Monday, October 13, 2014

JEFF the Brotherhood at Santos Party House

Jake Orrall
Brothers Jake Orrall (guitar) and Jamin Orrall (drums) are the sons of singer/songwriter Robert Ellis Orrall and have been playing music together since they were children growing up in Nashville, Tennessee. They became a duo called JEFF (later JEFF the Brotherhood) in 2001, while still in high school.

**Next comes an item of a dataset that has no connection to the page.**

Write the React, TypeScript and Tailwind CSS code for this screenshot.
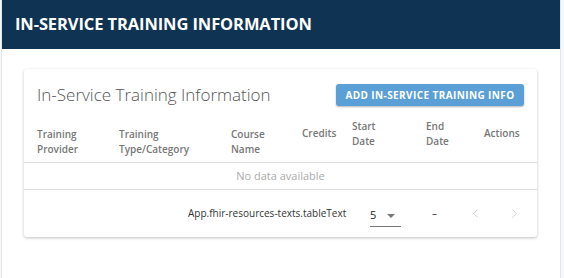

JEFF the Brotherhood has released seven studio albums; the most recent, Hypnotic Nights, was released in 2012. JEFF the Brotherhood on September 30 released a Dig the Classics EP featuring covers of songs by Pixies, My Bloody Valentine, Beck, Teenage Fanclub and others.

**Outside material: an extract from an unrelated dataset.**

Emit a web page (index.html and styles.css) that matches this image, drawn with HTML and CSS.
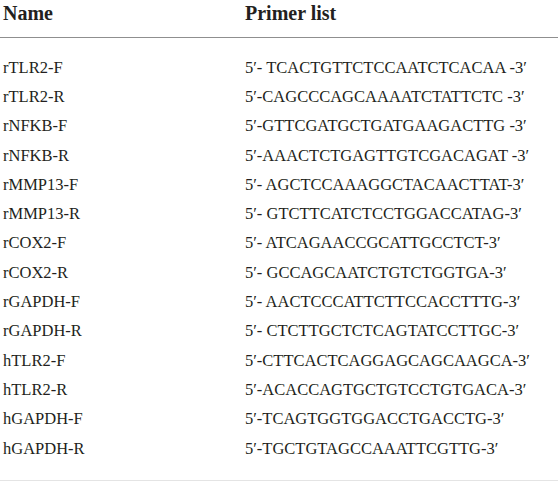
FILE: index.html
```html
<!DOCTYPE html>
<html>
<head>
<meta charset="utf-8">
<link rel="stylesheet" href="styles.css">
</head>
<body>
<table class="primers">
  <thead>
    <tr><th class="c-name">Name</th><th class="c-seq">Primer list</th></tr>
  </thead>
  <tbody>
    <tr><td>rTLR2-F</td><td>5′- TCACTGTTCTCCAATCTCACAA -3′</td></tr>
    <tr><td>rTLR2-R</td><td>5′-CAGCCCAGCAAAATCTATTCTC -3′</td></tr>
    <tr><td>rNFKB-F</td><td>5′-GTTCGATGCTGATGAAGACTTG -3′</td></tr>
    <tr><td>rNFKB-R</td><td>5′-AAACTCTGAGTTGTCGACAGAT -3′</td></tr>
    <tr><td>rMMP13-F</td><td>5′- AGCTCCAAAGGCTACAACTTAT-3′</td></tr>
    <tr><td>rMMP13-R</td><td>5′- GTCTTCATCTCCTGGACCATAG-3′</td></tr>
    <tr><td>rCOX2-F</td><td>5′- ATCAGAACCGCATTGCCTCT-3′</td></tr>
    <tr><td>rCOX2-R</td><td>5′- GCCAGCAATCTGTCTGGTGA-3′</td></tr>
    <tr><td>rGAPDH-F</td><td>5′- AACTCCCATTCTTCCACCTTTG-3′</td></tr>
    <tr><td>rGAPDH-R</td><td>5′- CTCTTGCTCTCAGTATCCTTGC-3′</td></tr>
    <tr><td>hTLR2-F</td><td>5′-CTTCACTCAGGAGCAGCAAGCA-3′</td></tr>
    <tr><td>hTLR2-R</td><td>5′-ACACCAGTGCTGTCCTGTGACA-3′</td></tr>
    <tr><td>hGAPDH-F</td><td>5′-TCAGTGGTGGACCTGACCTG-3′</td></tr>
    <tr><td>hGAPDH-R</td><td>5′-TGCTGTAGCCAAATTCGTTG-3′</td></tr>
  </tbody>
</table>
</body>
</html>
```
FILE: styles.css
```css
html, body {
  margin: 0;
  padding: 0;
  background: #fff;
}
.primers {
  width: 558px;
  border-collapse: collapse;
  font-family: "Liberation Serif", "Times New Roman", serif;
  color: #231f20;
  font-size: 16.5px;
}
.primers th {
  text-align: left;
  font-weight: bold;
  font-size: 20px;
  line-height: 26px;
  height: 26px;
  padding: 0 0 11px 3px;
  vertical-align: top;
  border-bottom: 1px solid #8f8f8f;
}
.primers .c-name { width: 239px; }
.primers td {
  height: 29.3px;
  line-height: 20px;
  padding: 0 0 0 3px;
  vertical-align: middle;
}
.primers tbody tr:first-child td { padding-top: 15px; }
.primers tbody tr:last-child td { padding-bottom: 17px; border-bottom: 1px solid #e4e4e4; }
```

JEFF the Brotherhood returned to Santos Party House tonight, this time as a quartet with an added bassist and guitarist, and Jake played a six-string rather than his usual three-string guitar. The added musicians did not help to define the music, however. Alongside an overactive fog machine and constantly roving back lights, JEFF the Brotherhood played a loud, pounding, grungy, garage-punk, with Jake focusing more on guitar noise than on vocals. When the music slowed for a moment, the fuzz and reverb on the guitar sounded like psychedelic stoner rock. Highlights included the raucous guitar jams propelled by extremely hard slamming beats on "You Got The Look", "Heavy Krishna", "Sixpack", "Mellow Out," and "Ripper" leading into a cover of Rush's "Working Man."